Given data =>
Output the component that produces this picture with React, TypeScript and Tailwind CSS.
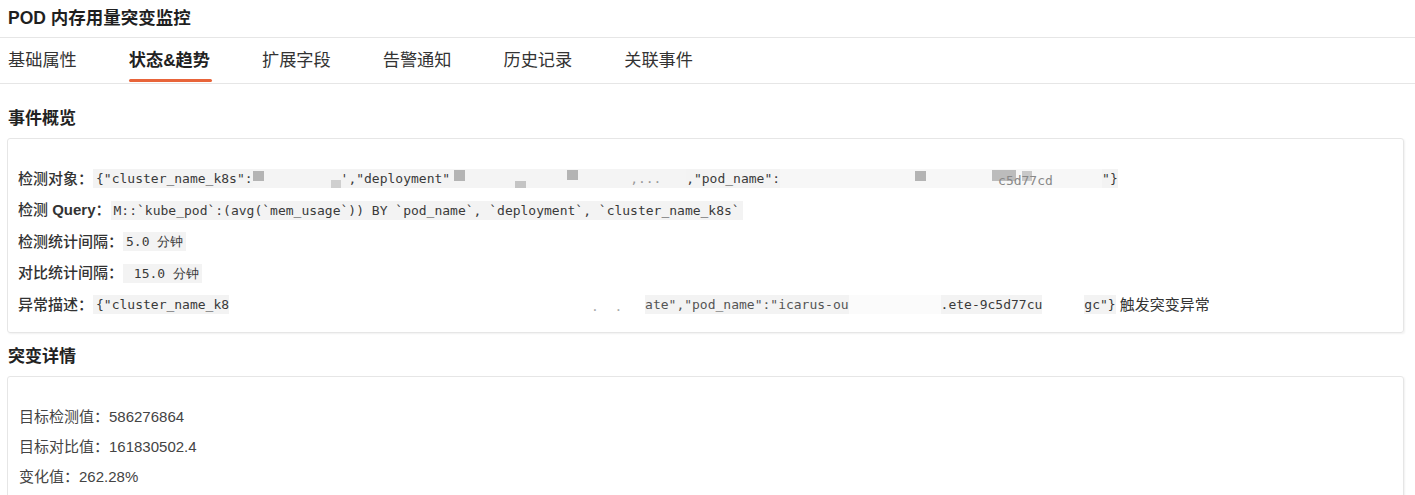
import React from "react";

const mono = "font-['DejaVu_Sans_Mono',monospace] text-[13px] text-[#3a3a3a] leading-[19px] whitespace-pre";

function Sq({ x, y, w = 11, h = 11, c = "#b4b4b4" }: { x: number; y: number; w?: number; h?: number; c?: string }) {
  return <span className="absolute block" style={{ left: x, top: y, width: w, height: h, background: c }} />;
}

function Redact({ w, bg = "#f4f4f4", children }: { w: number; bg?: string; children?: React.ReactNode }) {
  return (
    <span className="relative inline-block h-[19px]" style={{ width: w, background: bg }}>
      {children}
    </span>
  );
}

function Code({ children, className = "" }: { children: React.ReactNode; className?: string }) {
  return <span className={`${mono} bg-[#f3f3f3] ${className}`}>{children}</span>;
}

function Label({ children }: { children: React.ReactNode }) {
  return <span className="text-[15px] text-[#333] font-medium whitespace-pre">{children}</span>;
}

export default function App() {
  const tabs = ["基础属性", "状态&趋势", "扩展字段", "告警通知", "历史记录", "关联事件"];
  return (
    <div className="w-[1415px] h-[495px] overflow-hidden bg-white font-['Liberation_Sans','Noto_Sans_CJK_SC',sans-serif] text-[#333]">
      <div className="h-[38px] border-b border-[#e6e6e6] px-[8px] flex items-center">
        <span className="text-[17.5px] font-bold text-[#1f1f1f]">POD 内存用量突变监控</span>
      </div>
      <div className="h-[46px] border-b border-[#e6e6e6] px-[8px] flex gap-[52px]">
        {tabs.map((t, i) => (
          <div key={t} className="relative h-full flex items-center">
            <span className={`text-[17.2px] ${i === 1 ? "font-bold text-[#222]" : "text-[#333]"}`}>{t}</span>
            {i === 1 && <span className="absolute left-0 right-[-2px] bottom-[1px] h-[3px] bg-[#e8643a] rounded-sm" />}
          </div>
        ))}
      </div>

      <div className="pl-[7px] pr-[11px]">
        <div className="mt-[23px] h-[24px] flex items-center pl-[1px]">
          <span className="text-[17px] font-bold text-[#222]">事件概览</span>
        </div>
        <div className="mt-[7px] border border-[#e6e6e6] rounded-[3px] shadow-[1px_1px_2px_rgba(0,0,0,0.06)] pt-[24px] pb-[11px] px-[10px]">
          <div className="h-[31.5px] flex items-center">
            <Label>检测对象：</Label>
            <span className="flex items-center">
              <Code className="pl-[3px]">{'{"cluster_name_k8s":'}</Code>
              <Redact w={88}>
                <Sq x={0} y={2} w={11} h={10} />
                <Sq x={78} y={11} w={10} h={8} c="#cfcfcf" />
              </Redact>
              <Code>{`',"deployment"`}</Code>
              <Redact w={236}>
                <Sq x={4} y={1} />
                <Sq x={65} y={12} w={11} h={7} c="#c4c4c4" />
                <Sq x={117} y={1} w={11} h={10} />
                <span className={`${mono} absolute left-[180px] top-0 text-[#999]`}>,...</span>
              </Redact>
              <Code>{`,"pod_name":`}</Code>
              <Redact w={322} bg="#f7f7f7">
                <Sq x={135} y={2} w={11} h={10} />
                <Sq x={212} y={1} w={24} h={11} c="#bcbcbc" />
                <Sq x={242} y={2} w={10} h={10} c="#c8c8c8" />
                <span className={`${mono} absolute left-[218px] top-[2px] text-[#888]`}>c5d77cd</span>
              </Redact>
              <Code>{`"}`}</Code>
            </span>
          </div>
          <div className="h-[31.5px] flex items-center">
            <Label>检测 <span className="font-semibold">Query</span>：</Label>
            <Code className="px-[3px]">{"M::`kube_pod`:(avg(`mem_usage`)) BY `pod_name`, `deployment`, `cluster_name_k8s`"}</Code>
          </div>
          <div className="h-[31.5px] flex items-center">
            <Label>检测统计间隔：</Label>
            <Code className="px-[3px]">5.0 分钟</Code>
          </div>
          <div className="h-[31.5px] flex items-center">
            <Label>对比统计间隔：</Label>
            <Code className="px-[3px]"> 15.0 分钟</Code>
          </div>
          <div className="h-[31.5px] flex items-center">
            <Label>异常描述：</Label>
            <span className="flex items-center">
              <Code className="pl-[3px]">{'{"cluster_name_k8'}</Code>
              <Redact w={416} bg="#ffffff">
                <span className={`${mono} absolute left-[362px] top-[2px] text-[#aaa]`}>.  . </span>
              </Redact>
              <Code className="text-[#555]">{`ate","pod_name":"icarus-ou`}</Code>
              <Redact w={92} bg="#fbfbfb" />
              <Code>{`.ete-9c5d77cu`}</Code>
              <Redact w={42} bg="#ffffff" />
              <Code>{`gc"}`}</Code>
              <span className="text-[15px] text-[#333] ml-[4px]">触发突变异常</span>
            </span>
          </div>
        </div>

        <div className="mt-[12px] h-[24px] flex items-center pl-[1px]">
          <span className="text-[17px] font-bold text-[#222]">突变详情</span>
        </div>
        <div className="mt-[7px] border border-[#e6e6e6] rounded-[3px] shadow-[1px_1px_2px_rgba(0,0,0,0.06)] pt-[26px] pb-[20px] px-[11px] text-[15px] text-[#444]">
          <div className="h-[30px] flex items-center">目标检测值：586276864</div>
          <div className="h-[30px] flex items-center">目标对比值：161830502.4</div>
          <div className="h-[30px] flex items-center">变化值：262.28%</div>
        </div>
      </div>
    </div>
  );
}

Task requirements => Transcribe the material exactly, keeping every word and none of the pictures.

The completed task =>
Output the component that produces this picture with React, TypeScript and Tailwind CSS.
import React from "react";

const mono = "font-['DejaVu_Sans_Mono',monospace] text-[13px] text-[#3a3a3a] leading-[19px] whitespace-pre";

function Sq({ x, y, w = 11, h = 11, c = "#b4b4b4" }: { x: number; y: number; w?: number; h?: number; c?: string }) {
  return <span className="absolute block" style={{ left: x, top: y, width: w, height: h, background: c }} />;
}

function Redact({ w, bg = "#f4f4f4", children }: { w: number; bg?: string; children?: React.ReactNode }) {
  return (
    <span className="relative inline-block h-[19px]" style={{ width: w, background: bg }}>
      {children}
    </span>
  );
}

function Code({ children, className = "" }: { children: React.ReactNode; className?: string }) {
  return <span className={`${mono} bg-[#f3f3f3] ${className}`}>{children}</span>;
}

function Label({ children }: { children: React.ReactNode }) {
  return <span className="text-[15px] text-[#333] font-medium whitespace-pre">{children}</span>;
}

export default function App() {
  const tabs = ["基础属性", "状态&趋势", "扩展字段", "告警通知", "历史记录", "关联事件"];
  return (
    <div className="w-[1415px] h-[495px] overflow-hidden bg-white font-['Liberation_Sans','Noto_Sans_CJK_SC',sans-serif] text-[#333]">
      <div className="h-[38px] border-b border-[#e6e6e6] px-[8px] flex items-center">
        <span className="text-[17.5px] font-bold text-[#1f1f1f]">POD 内存用量突变监控</span>
      </div>
      <div className="h-[46px] border-b border-[#e6e6e6] px-[8px] flex gap-[52px]">
        {tabs.map((t, i) => (
          <div key={t} className="relative h-full flex items-center">
            <span className={`text-[17.2px] ${i === 1 ? "font-bold text-[#222]" : "text-[#333]"}`}>{t}</span>
            {i === 1 && <span className="absolute left-0 right-[-2px] bottom-[1px] h-[3px] bg-[#e8643a] rounded-sm" />}
          </div>
        ))}
      </div>

      <div className="pl-[7px] pr-[11px]">
        <div className="mt-[23px] h-[24px] flex items-center pl-[1px]">
          <span className="text-[17px] font-bold text-[#222]">事件概览</span>
        </div>
        <div className="mt-[7px] border border-[#e6e6e6] rounded-[3px] shadow-[1px_1px_2px_rgba(0,0,0,0.06)] pt-[24px] pb-[11px] px-[10px]">
          <div className="h-[31.5px] flex items-center">
            <Label>检测对象：</Label>
            <span className="flex items-center">
              <Code className="pl-[3px]">{'{"cluster_name_k8s":'}</Code>
              <Redact w={88}>
                <Sq x={0} y={2} w={11} h={10} />
                <Sq x={78} y={11} w={10} h={8} c="#cfcfcf" />
              </Redact>
              <Code>{`',"deployment"`}</Code>
              <Redact w={236}>
                <Sq x={4} y={1} />
                <Sq x={65} y={12} w={11} h={7} c="#c4c4c4" />
                <Sq x={117} y={1} w={11} h={10} />
                <span className={`${mono} absolute left-[180px] top-0 text-[#999]`}>,...</span>
              </Redact>
              <Code>{`,"pod_name":`}</Code>
              <Redact w={322} bg="#f7f7f7">
                <Sq x={135} y={2} w={11} h={10} />
                <Sq x={212} y={1} w={24} h={11} c="#bcbcbc" />
                <Sq x={242} y={2} w={10} h={10} c="#c8c8c8" />
                <span className={`${mono} absolute left-[218px] top-[2px] text-[#888]`}>c5d77cd</span>
              </Redact>
              <Code>{`"}`}</Code>
            </span>
          </div>
          <div className="h-[31.5px] flex items-center">
            <Label>检测 <span className="font-semibold">Query</span>：</Label>
            <Code className="px-[3px]">{"M::`kube_pod`:(avg(`mem_usage`)) BY `pod_name`, `deployment`, `cluster_name_k8s`"}</Code>
          </div>
          <div className="h-[31.5px] flex items-center">
            <Label>检测统计间隔：</Label>
            <Code className="px-[3px]">5.0 分钟</Code>
          </div>
          <div className="h-[31.5px] flex items-center">
            <Label>对比统计间隔：</Label>
            <Code className="px-[3px]"> 15.0 分钟</Code>
          </div>
          <div className="h-[31.5px] flex items-center">
            <Label>异常描述：</Label>
            <span className="flex items-center">
              <Code className="pl-[3px]">{'{"cluster_name_k8'}</Code>
              <Redact w={416} bg="#ffffff">
                <span className={`${mono} absolute left-[362px] top-[2px] text-[#aaa]`}>.  . </span>
              </Redact>
              <Code className="text-[#555]">{`ate","pod_name":"icarus-ou`}</Code>
              <Redact w={92} bg="#fbfbfb" />
              <Code>{`.ete-9c5d77cu`}</Code>
              <Redact w={42} bg="#ffffff" />
              <Code>{`gc"}`}</Code>
              <span className="text-[15px] text-[#333] ml-[4px]">触发突变异常</span>
            </span>
          </div>
        </div>

        <div className="mt-[12px] h-[24px] flex items-center pl-[1px]">
          <span className="text-[17px] font-bold text-[#222]">突变详情</span>
        </div>
        <div className="mt-[7px] border border-[#e6e6e6] rounded-[3px] shadow-[1px_1px_2px_rgba(0,0,0,0.06)] pt-[26px] pb-[20px] px-[11px] text-[15px] text-[#444]">
          <div className="h-[30px] flex items-center">目标检测值：586276864</div>
          <div className="h-[30px] flex items-center">目标对比值：161830502.4</div>
          <div className="h-[30px] flex items-center">变化值：262.28%</div>
        </div>
      </div>
    </div>
  );
}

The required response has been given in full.